In accordance with standard manufacturing techniques, the starting material 
for layers 20 and 22 and dielectric and insulating material 26 is a 
standard cured board material having a copper cladding on one side, 
corresponding to what will become the ground plane layer 20, and a 
resistive coating covered with a copper cladding on its other side, 
corresponding to what will become layer 22. 
The mask 126 is employed for removing copper material from those locations 
on the ground plane layer 20 at which a non-grounding or via connection 
will be effected. Thus, copper will be removed from those unexposed areas 
corresponding to a black circular pattern 130 or a partial black circular 
pattern 132. With respect to the full circular pattern 130, there result a 
plurality of fully isolated regions at the locations defined by a pattern 
130. The regions are electrically isolated from the remaining copper 
cladding so that a pin receiving element, for example, a machine lead 
socket, passing within the region defined by the circular pattern, is not 
in electrical contact with the surrounding copper ground plane. With 
respect to the partial circular patterns 132, however, a pass-through 
hole, or via, extending therethrough and properly plated, provides an 
electrical connection, as required, between the ground plane and pins of 
the semiconductor package, the middle layer, and/or the top layer as 
described further below. 
Masks 122 and 124 define the layer structure illustrated in FIG. 2. In 
accordance with standard printed wiring board techniques, the copper 
layer-over-resistive layer-over-dielectric surface is first coated with a 
photoresist which is then exposed through the mask 122. The photoresist is 
then developed thus exposing the copper therebeneath. The areas which 
appear white (or clear) in the mask 122 are to be etched. The copper and 
the underlying resistive coating material are then etched and removed. As 
a result, the width of the resistors 30 and the copper interconnections 
are defined. 
Mask 124 is then employed to define the length of the resistors. After mask 
124 is registered with the pattern on what will become the middle layer of 
the illustrated laminated base socket, the layer is again coated with 
photoresist and a negative exposure is made through mask 124. In this 
exposure, after the photoresist is developed, those photoresist areas 
corresponding to black on mask 126 are removed, exposing the copper 
therebeneath. The exposed copper is etched leaving the resistive material 
layer behind and forming the now completed resistors 30. This process thus 
defines the length of the resistor. 
According to the preferred embodiment of the invention, after the elements 
of layers 20 and 22 have been etched, the layer 24 and dielectric layer 28 
are laid on layer 22 for completing fabrication of the integral structure. 

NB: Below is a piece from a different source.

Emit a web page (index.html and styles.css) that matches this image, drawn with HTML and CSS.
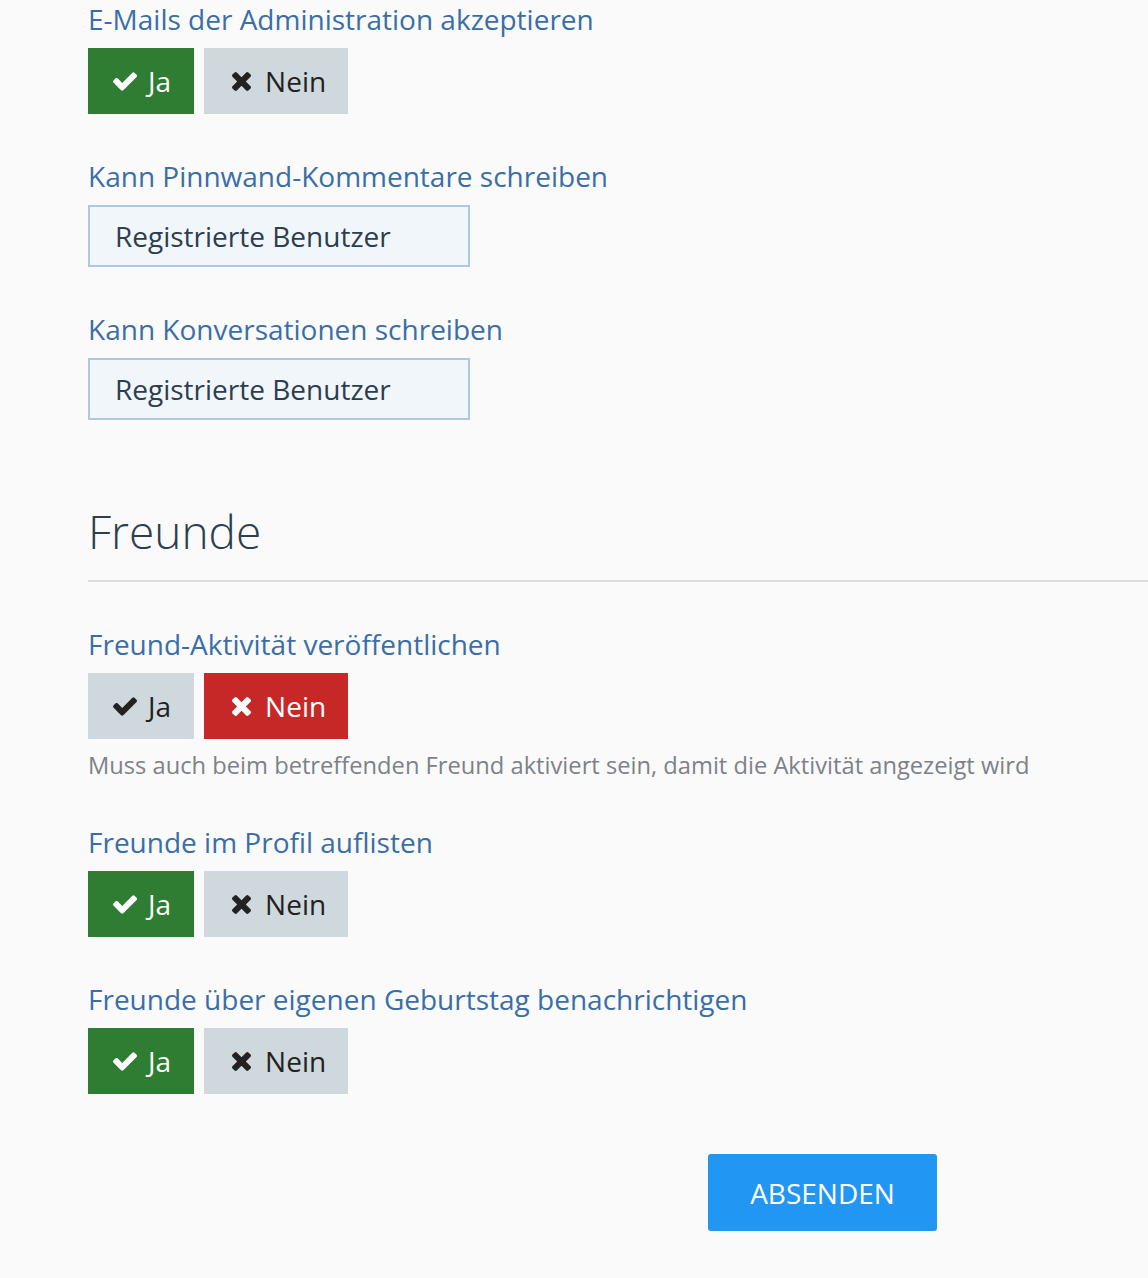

The resulting sandwich assembly is exposed to both pressure and thermal 
processing to positively adhere the layers together. As is well known in 
the art, the upper dielectric layer can be a prepreg, also known as a 
B-stage material, and is not completely cured. Upon the application of 
pressure and temperature, this material cures and adheres to a copper 
sheet thereabove and the contacting materials of layers 22 and 26 below. 
Thereafter, the copper layer 24 is etched, and holes are drilled in the 
laminated structure to enable vias to be fabricated by an electroplating 
process, for example, at areas 408, 410 (FIG. 3). The vias can also 
receive the socket terminals. The vias provide the connections by which 
ground, terminating, and other potentials are applied to selected layers 
as needed. The process for forming the vias by the electroplate process is 
well known in the art. 
The illustrated top layer 28 is formed using mask 120. Mask 120 defines the 
pattern of holes which receive the pin receiving sockets. The pattern also 
defines the vias which provide, inter alia, connections for surface 
mounted components such as filtering capacitors. Thus, referring to mask 
120, those areas in black correspond to areas where copper cladding will 
remain while the areas in white or clear will have the copper cladding 
etched therefrom. 
Referring to FIG. 3, the top layer of the illustrated laminate structure 
has a plurality of pads 400, 402 connected via conductors 404, 406 to a 
ground potential through a via 408 and to a supply voltage through a via 
410. The surface mounted components, such as capacitors, can be connected 
to this layer at pads 400, 402 and provide filtering of the supply voltage 
as noted above. 
There results a socket terminator having a laminate wired board structure 
and at least one layer, preferably a middle layer, containing planar 
terminating resistive components. Two or more layers could also be 
employed for planar components when the number of required components 
cannot be placed on a single layer. The printed wiring board multilayer 
techniques for achieving the laminate structure are well known to those in 
the printed wiring board art. 
Additions, subtractions, deletions, and other modifications of the 
above-described embodiment will be apparent to those practiced in the art 
and are within the scope of the following claims.